Mor Harchol-Balter

Bruce J. Nelson Professor of Computer Science, Computer Science Department, School of Computer Science

Mor Harchol-Balter is interested in the performance analysis and design of computer systems, particularly distributed systems. She uses analytical models to capture the important characteristics of a computer system, and then proves theorems about these models to redesign the system to improve its performance. Here “performance” might denote response time, energy use, throughput, capacity, etc. Most of her research involves inventing new analytical techniques in the area of performance analysis, as well as new algorithms for resource allocation.

Unlike many theoretical computer scientists, her analysis is based on stochastic (probabilistic) models of computer systems. There is no “adversary” sending us worst-case inputs. By contrast, there is a stream of requests, whose arrival times and service demands come from empirically fitted distributions. These distributions might be correlated, and they often exhibit heavy tailed service demands and high variability.
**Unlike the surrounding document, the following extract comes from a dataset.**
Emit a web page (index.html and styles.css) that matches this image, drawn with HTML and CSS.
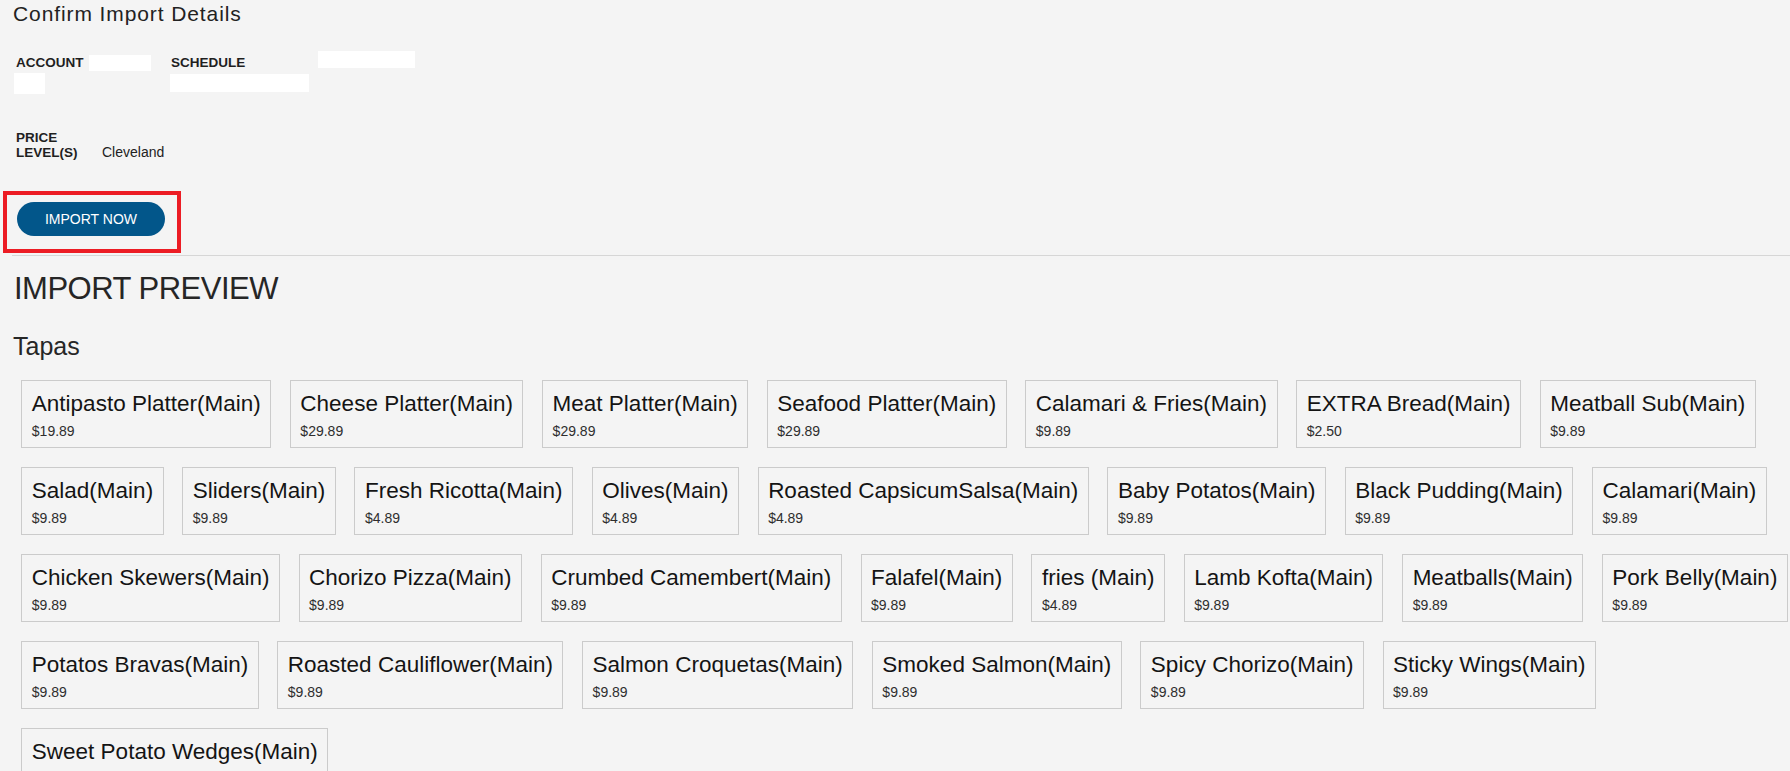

She believes that many conventional wisdoms on which we base computer system designs are not well understood and sometimes false, leading to inferior designs. Her research revisits very classic questions in system design. Here are a few examples of commonly-held beliefs that her research challenges:

Thousands of “load balancing” heuristics do exactly that—they aim to balance the load among the existing hosts. But is load balancing necessarily a good thing?
Ever notice that the optimal scheduling policy, Shortest-Remaining-Processing-Time-First (SRPT), is rarely used in practice? There's a fear that the big jobs will “starve”, or be treated unfairly as compared with Processor-Sharing (PS). But is this a reality?
To minimize mean waiting time in a server farm, research suggests that each job should be sent to the server at which it will experience the least wait. That seems good from the job's perspective, but is the greedy strategy best for the system as a whole?
Given a choice between a single machine with speed s, or n identical machines each with speed s/n, which would you choose? Think again ...
Migrating active jobs is generally considered too expensive. Killing jobs midway through execution and restarting them from scratch later is even worse! Says who?
Cycle stealing (using another machine's idle cycles to do your work) is a central theme in distributed systems and has been the topic of thousands of papers. But can we quantify when cycle stealing pays off, as a function of switching costs and threshold parameters?
Redundancy is the idea of making multiple copies of the same job, where each copy is dispatched to a different queue, and where one only needs to wait for the first copy to complete. When does redundancy help?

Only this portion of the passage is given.